Security in Blockchain: How Consensus Algorithms and Cryptography Protect Digital Transactions
Introduction
Security is one of the most important features of blockchain technology. Whether it is used for cryptocurrencies, digital assets, supply chain management, or financial services, blockchain relies on advanced security mechanisms to protect data and ensure trust among participants.
Two of the core technologies that make blockchain secure are consensus algorithms and public/private key cryptography. Together, these systems help verify transactions, prevent fraud, and maintain the integrity of the network without requiring a central authority.
Why Security Matters in Blockchain
Traditional databases are often controlled by a single organization, making them vulnerable to hacking, data manipulation, and single points of failure. Blockchain takes a different approach by distributing data across a network of computers.
This decentralized structure makes it significantly more difficult for malicious actors to alter records or compromise the entire system.
Security ensures that:
Transactions are authentic.
Data cannot be easily altered.
Users maintain control of their assets.
Networks remain trustworthy and transparent.
Consensus Algorithms: Building Trust Without a Central Authority
A consensus algorithm is a method used by blockchain networks to agree on the validity of transactions and the current state of the ledger.

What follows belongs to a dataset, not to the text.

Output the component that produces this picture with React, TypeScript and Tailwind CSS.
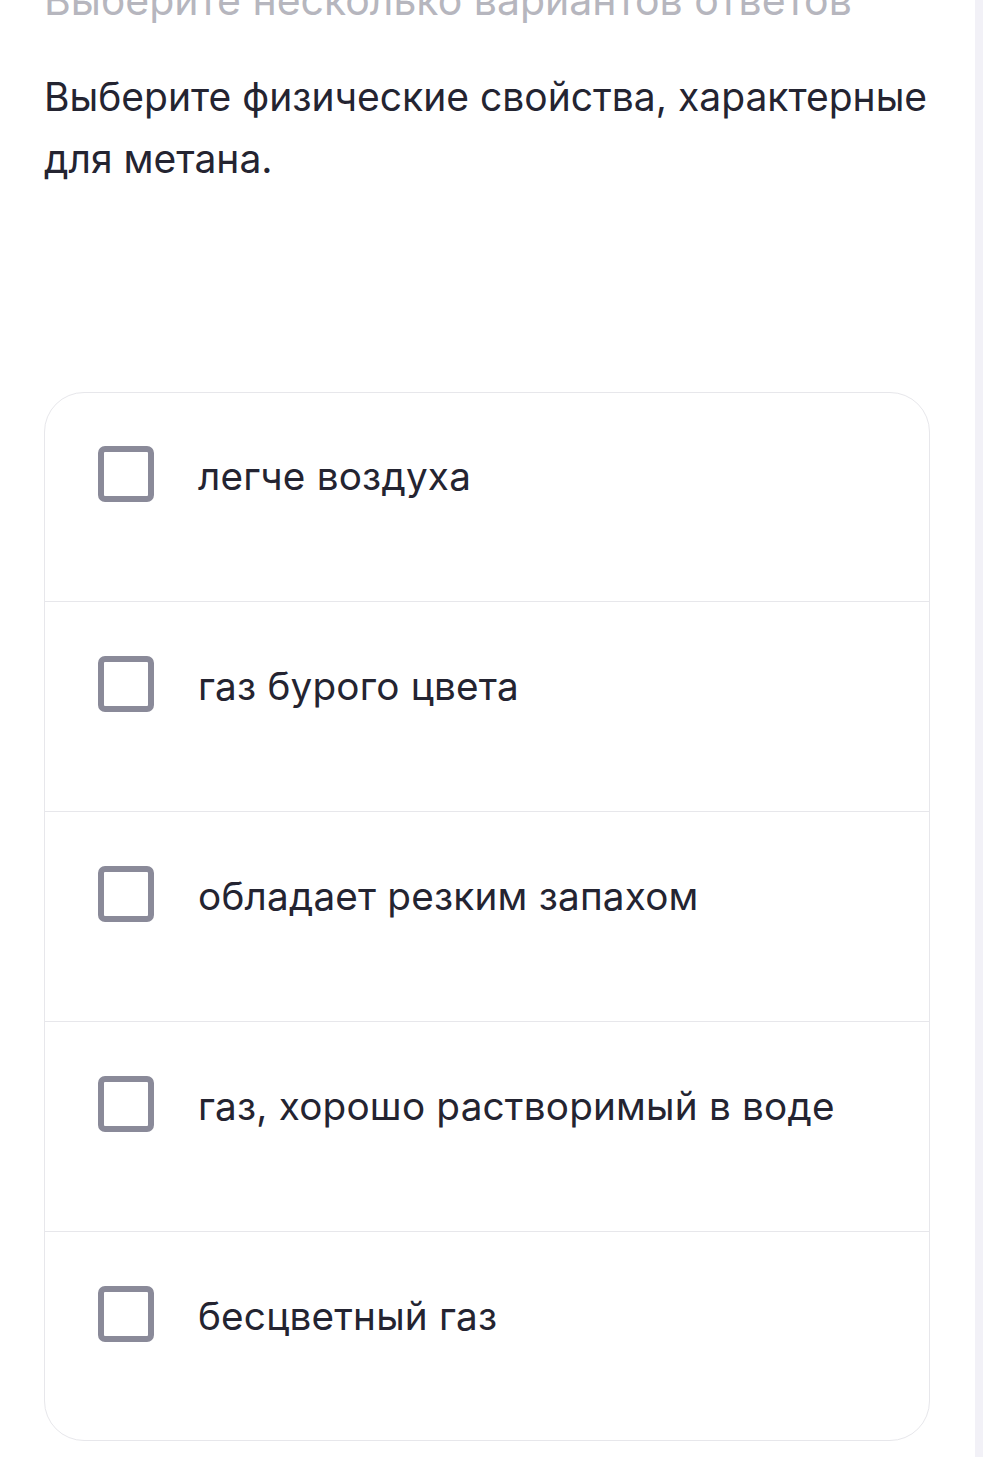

Because there is no central authority overseeing the network, participants must reach agreement through predefined rules.
Proof of Work (PoW)
Proof of Work is the consensus mechanism used by Bitcoin. Miners compete to solve complex mathematical problems, and the first to solve the puzzle earns the right to add a new block to the blockchain.
Benefits include:
High security
Resistance to fraud
Proven reliability
However, PoW requires significant computing power and energy consumption.
Proof of Stake (PoS)
Proof of Stake selects validators based on the amount of cryptocurrency they hold and are willing to lock up as collateral.
Advantages include:
Lower energy consumption
Faster transaction processing
Improved scalability
Many modern blockchains use PoS to improve efficiency while maintaining strong security.
Public and Private Key Cryptography
Cryptography is the foundation of blockchain security. It protects user identities, secures transactions, and ensures that only authorized individuals can access digital assets.
Public Keys
A public key functions similarly to an account number. It can be shared openly and allows others to send assets or information to the owner.
Private Keys
A private key acts like a secret password. Only the owner should have access to it. Whoever controls the private key controls the associated digital assets.
If a private key is lost or stolen, access to the assets may be permanently compromised.
How Digital Signatures Work
When a user initiates a transaction, the transaction is signed using their private key.
The blockchain network then uses the corresponding public key to verify that:
The transaction was created by the rightful owner.
The information has not been altered.
The transaction is authentic.
This process creates a digital signature that helps prevent forgery and unauthorized activity.
Protection Against Fraud and Tampering
Blockchain security mechanisms make fraudulent activity extremely difficult.
For example:
Every transaction is cryptographically linked to previous transactions.
Altering historical data would require enormous computational resources.
Network participants continuously verify information.
Invalid transactions are automatically rejected.
This combination of cryptography and consensus creates a highly secure environment for digital transactions.
Additional Security Features
Many blockchain networks implement further security measures, including:
Decentralization
Data is distributed across many computers rather than stored in a single location.
Immutability
Once information is recorded and confirmed, it becomes extremely difficult to modify or delete.
Transparency
Transaction histories are publicly verifiable, improving accountability and trust.
Smart Contract Security
Modern blockchain platforms use audited smart contracts to automate agreements while reducing human error.
Challenges and Risks
Although blockchain security is strong, risks still exist.
Common threats include:
Phishing attacks
Private key theft
Social engineering scams
Vulnerable smart contracts
Poor wallet security practices
Users must remain vigilant and follow cybersecurity best practices to protect their digital assets.
The Future of Blockchain Security
As blockchain adoption grows, security technologies continue to evolve. Researchers are developing advanced encryption methods, quantum-resistant cryptography, and more efficient consensus mechanisms to address future challenges.
These innovations will help strengthen blockchain networks while supporting broader adoption across industries such as finance, healthcare, logistics, and government services.
Conclusion
Blockchain security is built upon the powerful combination of consensus algorithms and public/private key cryptography. These technologies work together to verify transactions, prevent fraud, and maintain trust in decentralized networks.
By eliminating the need for centralized control while ensuring data integrity, blockchain has created a new model for secure digital interactions. As the technology continues to advance, robust security will remain at the heart of its success and global adoption.